Our Operational Notice of the 15th of last month should be clear in terms of intended volumes for this year and next year. As to the possibility of establishing a new TIB line in the coming year, a choice is needed between something like a 2027, or a longer maturity, say a 2035 or 2040. The latter approach would suit demand for those investors seeking duration in TIBs – of which we seem to have quite a few. This would leave open the possibility of launching a 2027 when it was about to become a 10-year bond. On the other hand we have had enough indication from other investors that another intermediate line rather than a curve extension bond would also be welcome. We will continue to consider the merits of whether a new line should be established this year, and if so what maturity we should target.

Treasury Bonds:

We currently have 18 nominal bond lines with 13 of those having more than $10 billion on issue and 8 in excess of $15 billion on issue. Market feedback consistently indicates very good liquidity in nominal CGS, these large lines an important contribution to that. Now that we have extended the curve to 15 years we have had the capacity to create new issuance opportunities, while continuing to build existing lines to deep and liquid levels. Furthermore, as we are aligning the maturity dates of new bond lines with quarterly tax collections, this will assist overtime in managing maturities – thus allowing us to build our nominal bond lines to much higher levels than has been operationally prudent in the past.

Establishment of new lines over the past year with maturities of 2024 and 2025 have from our perspective been very successful. The 2024 has been in strong demand allowing us to build this quite quickly through our regular tender process. The 2025 launch a fortnight ago garnered a strong bid with the order book reaching over $6 billion, allowing us to issue $4 billion at the mid-point of our initial pricing guidance.

Our current thinking is that we will launch a new long bond line of around 16-years in every other year to meet the aim of maintaining the 15-year curve. We are confident that demand for bonds of this tenor will continue to increase – facilitating consideration of further yield curve extensions.

We maintain the belief that the strategy to lengthen the yield curve will continue to attract a new investor base of longer fixed income investors.

Treasury Notes:

Treasury Notes continue to be highly useful in absorbing the volatility in our cash position throughout the year. The volume of Treasury notes on issue will by their nature and use, vary over the year, but we have now abandoned our commitment to keeping a minimum of $10 billion on issue. We had originally aimed to keep $10 billion on issue to help promote liquidity, but on the basis of widespread feedback it is clear that this floor was not achieving that aim. During the year we announced a reduction in our reliance on short-term funding and this will mean there could be times when there are little or no Treasury Notes on issue, and by implication this also means that there may be periods during which we are not issuing Treasury Notes at all.


Before closing let me make some comments on the RMBS program.

On the 10th of April this year, the Treasurer announced the end of the RMBS investment program. While the AOFM will not be making further purchases of RMBS, it remains the holder of a large portfolio of Australian prime RMBS. So, our job is not quite over. That said, I will add to the voice of a few commentators who have praised the AOFM for the manner in which the investment program was implemented and acknowledge the considered and appropriate judgement that my colleagues in the agency have exercised on a consistent basis since the program began back in late 2008.

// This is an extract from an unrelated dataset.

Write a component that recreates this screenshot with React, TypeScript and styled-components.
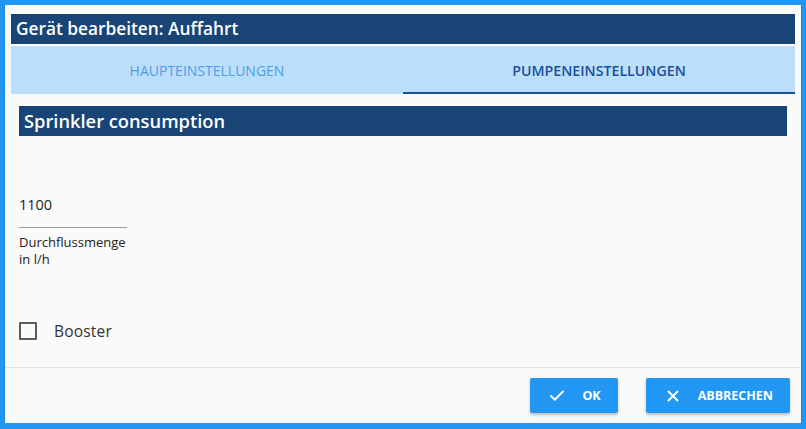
import styled, { createGlobalStyle } from 'styled-components';
import { Check, X } from 'lucide-react';

const GlobalStyle = createGlobalStyle`
  html, body {
    margin: 0;
    padding: 0;
    background: #2196f3;
  }
  body {
    font-family: 'Open Sans', 'Noto Sans', sans-serif;
  }
`;

const Dialog = styled.div`
  display: flex;
  flex-direction: column;
  box-sizing: border-box;
  margin: 5px 5px 0 5px;
  height: 418px;
  background: #fafafa;
  box-shadow: 0 1px 1px rgba(0, 0, 0, 0.7);
`;

const TitleBar = styled.div`
  margin: 9px 6px 0;
  height: 30px;
  line-height: 30px;
  padding-left: 5px;
  background: #184476;
  color: #fff;
  font-size: 17.3px;
  font-weight: 600;
`;

const TabBar = styled.div`
  margin: 2px 6px 0;
  height: 48px;
  display: grid;
  grid-template-columns: 1fr 1fr;
  background: #bbdefb;
`;

const Tab = styled.div<{ $active?: boolean }>`
  display: flex;
  align-items: center;
  justify-content: center;
  box-sizing: border-box;
  padding-top: 2px;
  border-bottom: 2px solid ${(p) => (p.$active ? '#1b4f9c' : 'transparent')};
  color: ${(p) => (p.$active ? '#1b4f9c' : '#4e9de6')};
  font-size: ${(p) => (p.$active ? '14.2px' : '14px')};
  font-weight: ${(p) => (p.$active ? 600 : 400)};
  text-transform: uppercase;
`;

const Content = styled.div`
  flex: 1;
  padding: 12px 14px 0;
`;

const SectionHeader = styled.div`
  height: 30px;
  line-height: 30px;
  padding-left: 5px;
  background: #184476;
  color: #fff;
  font-size: 18.3px;
  font-weight: 600;
`;

const Field = styled.div`
  width: 108px;
  margin-top: 56px;
`;

const FieldValue = styled.div`
  font-size: 14.5px;
  color: #222;
  height: 35px;
  line-height: 26px;
  border-bottom: 1px solid #9e9e9e;
`;

const FieldLabel = styled.div`
  margin-top: 6px;
  font-size: 13px;
  line-height: 17px;
  color: #222;
`;

const CheckRow = styled.label`
  display: flex;
  align-items: center;
  gap: 17px;
  margin-top: 52px;
  font-size: 15.5px;
  color: #333;
  letter-spacing: 0.2px;
`;

const Box = styled.span`
  box-sizing: border-box;
  width: 18px;
  height: 18px;
  border: 2px solid #5a5a5a;
  border-radius: 1px;
`;

const Footer = styled.div`
  display: flex;
  justify-content: flex-end;
  gap: 28px;
  height: 56px;
  box-sizing: border-box;
  padding: 10px 11px 0 0;
  border-top: 1px solid #e2e2e2;
`;

const Button = styled.button`
  display: flex;
  align-items: center;
  gap: 16px;
  height: 35px;
  padding: 0 17px 0 18px;
  border: none;
  border-radius: 2px;
  background: #2196f3;
  color: #fff;
  font-family: 'Open Sans', 'Noto Sans', sans-serif;
  font-size: 12.5px;
  font-weight: 700;
  box-shadow: 0 2px 3px rgba(0, 0, 0, 0.25);
`;

function App() {
  return (
    <>
      <GlobalStyle />
      <Dialog>
        <TitleBar>Gerät bearbeiten: Auffahrt</TitleBar>
        <TabBar>
          <Tab>Haupteinstellungen</Tab>
          <Tab $active>Pumpeneinstellungen</Tab>
        </TabBar>
        <Content>
          <SectionHeader>Sprinkler consumption</SectionHeader>
          <Field>
            <FieldValue>1100</FieldValue>
            <FieldLabel>
              Durchflussmenge
              <br />
              in l/h
            </FieldLabel>
          </Field>
          <CheckRow>
            <Box />
            Booster
          </CheckRow>
        </Content>
        <Footer>
          <Button>
            <Check size={18} strokeWidth={2.5} />
            OK
          </Button>
          <Button>
            <X size={18} strokeWidth={2.5} />
            ABBRECHEN
          </Button>
        </Footer>
      </Dialog>
    </>
  );
}

export default App;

To recap our involvement, over the 4.5 years that the investment phase of the program has been running, the AOFM has invested a total of $15.5 billion – this being across 111 tranches of 67 transactions from 20 programs. During this period the smaller lenders sponsoring these programs have been able to source more than $45 billion in funding. As a broad indicator the program has directly facilitated about 245,000 home loans, while at the same time indirectly supporting market lending of more than $3 billion to small businesses.

Of the $15.5 billion of RMBS purchased, we have had $5.6 billion repaid and have sold a further $634m, leaving us with $9.2 billion currently outstanding.

Portfolio amortisation is heavily dependent on the rate of repayment in the underlying home loans, as well as whether call options embedded in the transactions are exercised. Nevertheless, we expect the bulk of the investments we hold to have been repaid by 2018, although there are some longer term investments that will continue for longer. We remain confident about the quality of our RMBS assets and can comfortably hold these to maturity, given the strong performance of this asset class to date. However, we will continue to monitor performance of the portfolio closely to ensure we are abreast of any developments that could impact the performance of the portfolio.

Holding this stock to maturity is consistent with what we have done and have been expected to do thus far, but we will also continue to consider sale opportunities as and when they arise. In doing this we will remain fully cognisant of the potential influence that us selling RMBS parcels could have on the market. As noted in our last operational notice, we “will not entertain sales that undermine the improvements seen in the market to date”. This means we may, for instance, sell in the interests of price discovery and market transparency. As an example of this, through our last trade we were able to demonstrate strong demand and significant further spread compression for 2.5 year RMBS with margins at 75 basis points. I hasten to add that we did not saturate this demand with our trade.

Given the phase where we are at with the RMBS program and the forum here today, I thought it would also be interesting to quickly touch on the topic of “free market versus government intervention” that this live example offers us.

From the perspective of our role and from observations by others, we believe this program has largely been viewed as a success, not only in terms of facilitating continued supply/demand activity in such a way that has minimised market hindrance, but also because the number of issuers in the market remains the same at the conclusion of the investment part of the program as was the case at the start. The key to our success has been in fully understanding the market dynamics at play at every decision point and making appropriate investment decisions around it. It has been crucial to have the market expertise within government to achieve this. We have been very careful to allow the free market to reign when that has been an option, and we have been ready and willing to step in as and when required in an appropriate manner.

By rolling out the program in a way as naturally aligned to market practice as possible, we believe we have had little to no dampening impact on the appetite of a market free of government intervention. Securitisation, and in particular, prime RMBS issuance, has continued to function here in Australia during this tumultuous period to the envy of offshore. As investors now emerge, they are finding a smaller world of credit investment alternatives, amongst which our market has retained its good track record and continues to offer relative value.

From almost any angle it could be argued that this targeted, timely but temporary approach has proven a worthy intervention.